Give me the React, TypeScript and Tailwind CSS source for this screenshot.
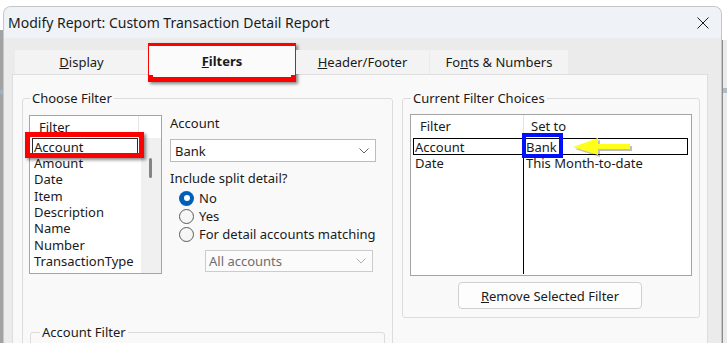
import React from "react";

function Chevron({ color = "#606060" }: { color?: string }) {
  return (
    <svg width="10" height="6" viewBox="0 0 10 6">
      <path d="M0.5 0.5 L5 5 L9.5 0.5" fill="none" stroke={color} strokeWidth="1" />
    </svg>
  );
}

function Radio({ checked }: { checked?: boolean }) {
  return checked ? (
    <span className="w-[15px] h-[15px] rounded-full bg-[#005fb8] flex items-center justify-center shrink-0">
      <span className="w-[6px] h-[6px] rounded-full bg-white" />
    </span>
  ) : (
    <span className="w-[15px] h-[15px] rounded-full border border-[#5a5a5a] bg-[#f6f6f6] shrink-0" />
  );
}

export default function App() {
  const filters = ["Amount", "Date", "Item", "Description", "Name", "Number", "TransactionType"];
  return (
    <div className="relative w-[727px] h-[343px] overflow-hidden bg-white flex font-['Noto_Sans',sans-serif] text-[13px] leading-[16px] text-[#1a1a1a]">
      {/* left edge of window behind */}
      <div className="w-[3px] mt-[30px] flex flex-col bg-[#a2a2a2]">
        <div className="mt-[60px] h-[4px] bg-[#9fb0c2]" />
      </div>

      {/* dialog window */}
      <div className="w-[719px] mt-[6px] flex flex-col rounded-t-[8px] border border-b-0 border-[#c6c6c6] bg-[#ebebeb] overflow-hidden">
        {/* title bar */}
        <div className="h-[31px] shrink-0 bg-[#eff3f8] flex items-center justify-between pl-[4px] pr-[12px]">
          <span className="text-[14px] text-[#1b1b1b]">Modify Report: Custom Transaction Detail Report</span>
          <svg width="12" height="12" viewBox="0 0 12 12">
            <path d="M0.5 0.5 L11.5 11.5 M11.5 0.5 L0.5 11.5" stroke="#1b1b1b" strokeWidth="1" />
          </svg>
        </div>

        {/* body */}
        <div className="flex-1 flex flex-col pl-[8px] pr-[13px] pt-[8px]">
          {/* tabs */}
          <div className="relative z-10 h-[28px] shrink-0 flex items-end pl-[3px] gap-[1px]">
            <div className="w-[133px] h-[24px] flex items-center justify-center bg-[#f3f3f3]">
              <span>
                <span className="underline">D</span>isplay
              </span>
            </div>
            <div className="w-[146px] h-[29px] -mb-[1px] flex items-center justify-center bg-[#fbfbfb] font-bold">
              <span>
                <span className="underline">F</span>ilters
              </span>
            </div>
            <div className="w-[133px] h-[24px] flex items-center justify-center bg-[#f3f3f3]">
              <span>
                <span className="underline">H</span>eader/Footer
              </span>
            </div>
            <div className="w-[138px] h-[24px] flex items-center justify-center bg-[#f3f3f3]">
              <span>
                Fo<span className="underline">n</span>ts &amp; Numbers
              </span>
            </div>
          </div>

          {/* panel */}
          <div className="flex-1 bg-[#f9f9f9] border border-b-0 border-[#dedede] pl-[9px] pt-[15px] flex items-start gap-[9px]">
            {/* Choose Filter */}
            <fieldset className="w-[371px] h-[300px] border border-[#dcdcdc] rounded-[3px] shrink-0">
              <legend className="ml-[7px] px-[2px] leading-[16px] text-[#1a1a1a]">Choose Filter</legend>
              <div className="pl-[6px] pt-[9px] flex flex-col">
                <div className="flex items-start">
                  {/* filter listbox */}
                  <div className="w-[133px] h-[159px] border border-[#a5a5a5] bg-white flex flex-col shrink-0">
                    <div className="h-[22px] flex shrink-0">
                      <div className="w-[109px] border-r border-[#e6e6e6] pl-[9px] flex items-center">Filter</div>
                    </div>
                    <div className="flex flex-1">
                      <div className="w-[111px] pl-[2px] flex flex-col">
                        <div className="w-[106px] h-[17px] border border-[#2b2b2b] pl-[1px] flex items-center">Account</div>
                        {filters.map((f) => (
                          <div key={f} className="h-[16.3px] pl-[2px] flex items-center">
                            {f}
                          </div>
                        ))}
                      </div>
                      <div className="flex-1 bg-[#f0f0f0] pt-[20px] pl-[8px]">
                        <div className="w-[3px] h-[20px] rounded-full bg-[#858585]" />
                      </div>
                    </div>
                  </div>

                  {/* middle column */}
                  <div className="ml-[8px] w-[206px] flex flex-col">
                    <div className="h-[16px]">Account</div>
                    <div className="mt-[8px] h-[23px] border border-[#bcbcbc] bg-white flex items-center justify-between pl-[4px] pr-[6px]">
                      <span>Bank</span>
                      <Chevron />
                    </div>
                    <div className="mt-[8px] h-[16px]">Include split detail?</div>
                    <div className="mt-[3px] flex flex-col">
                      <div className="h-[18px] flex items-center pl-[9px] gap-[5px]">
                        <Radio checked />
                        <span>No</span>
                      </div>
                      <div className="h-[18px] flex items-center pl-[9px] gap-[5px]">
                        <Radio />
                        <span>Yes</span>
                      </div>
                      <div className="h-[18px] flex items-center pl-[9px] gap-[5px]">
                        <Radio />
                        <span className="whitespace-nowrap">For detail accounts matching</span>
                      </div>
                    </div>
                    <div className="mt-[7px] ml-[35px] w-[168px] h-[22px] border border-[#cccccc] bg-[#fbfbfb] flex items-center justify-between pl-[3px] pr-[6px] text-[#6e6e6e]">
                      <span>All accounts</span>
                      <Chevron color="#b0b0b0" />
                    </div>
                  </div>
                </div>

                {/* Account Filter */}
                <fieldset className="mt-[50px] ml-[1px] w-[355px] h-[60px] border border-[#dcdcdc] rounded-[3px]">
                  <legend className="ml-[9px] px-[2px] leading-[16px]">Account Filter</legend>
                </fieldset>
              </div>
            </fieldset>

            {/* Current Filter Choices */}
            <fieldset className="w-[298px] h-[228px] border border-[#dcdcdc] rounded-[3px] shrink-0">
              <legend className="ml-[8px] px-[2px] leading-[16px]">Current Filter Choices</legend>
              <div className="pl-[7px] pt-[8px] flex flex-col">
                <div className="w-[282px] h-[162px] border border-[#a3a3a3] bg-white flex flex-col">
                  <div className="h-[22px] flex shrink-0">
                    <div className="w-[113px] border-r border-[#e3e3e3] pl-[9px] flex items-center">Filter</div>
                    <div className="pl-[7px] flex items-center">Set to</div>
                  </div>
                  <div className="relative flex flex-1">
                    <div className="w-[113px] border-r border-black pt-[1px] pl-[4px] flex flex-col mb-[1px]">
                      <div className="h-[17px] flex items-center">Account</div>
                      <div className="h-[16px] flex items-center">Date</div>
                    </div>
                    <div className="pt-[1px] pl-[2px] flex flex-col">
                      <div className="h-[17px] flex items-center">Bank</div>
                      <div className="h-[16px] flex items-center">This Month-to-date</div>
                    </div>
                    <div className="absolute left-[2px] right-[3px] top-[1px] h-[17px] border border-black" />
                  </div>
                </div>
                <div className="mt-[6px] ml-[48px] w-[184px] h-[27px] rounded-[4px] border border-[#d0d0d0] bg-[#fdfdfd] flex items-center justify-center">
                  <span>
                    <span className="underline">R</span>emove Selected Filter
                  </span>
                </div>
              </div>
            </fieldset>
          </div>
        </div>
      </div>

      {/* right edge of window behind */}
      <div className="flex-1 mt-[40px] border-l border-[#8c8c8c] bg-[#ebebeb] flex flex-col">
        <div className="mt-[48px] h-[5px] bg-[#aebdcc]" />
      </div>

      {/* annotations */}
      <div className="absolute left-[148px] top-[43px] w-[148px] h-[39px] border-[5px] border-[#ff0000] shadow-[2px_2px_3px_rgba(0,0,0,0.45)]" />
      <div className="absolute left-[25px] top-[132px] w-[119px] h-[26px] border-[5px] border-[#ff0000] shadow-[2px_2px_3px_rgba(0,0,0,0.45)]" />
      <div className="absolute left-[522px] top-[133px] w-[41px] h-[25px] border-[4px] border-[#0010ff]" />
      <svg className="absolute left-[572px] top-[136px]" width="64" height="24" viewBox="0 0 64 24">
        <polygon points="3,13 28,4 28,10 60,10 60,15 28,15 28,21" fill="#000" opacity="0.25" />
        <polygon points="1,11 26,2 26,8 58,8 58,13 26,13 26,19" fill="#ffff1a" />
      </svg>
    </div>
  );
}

__The task__
Where a line in the material above holds "React", copy that line.

__Exercise output__
Give me the React, TypeScript and Tailwind CSS source for this screenshot.
import React from "react";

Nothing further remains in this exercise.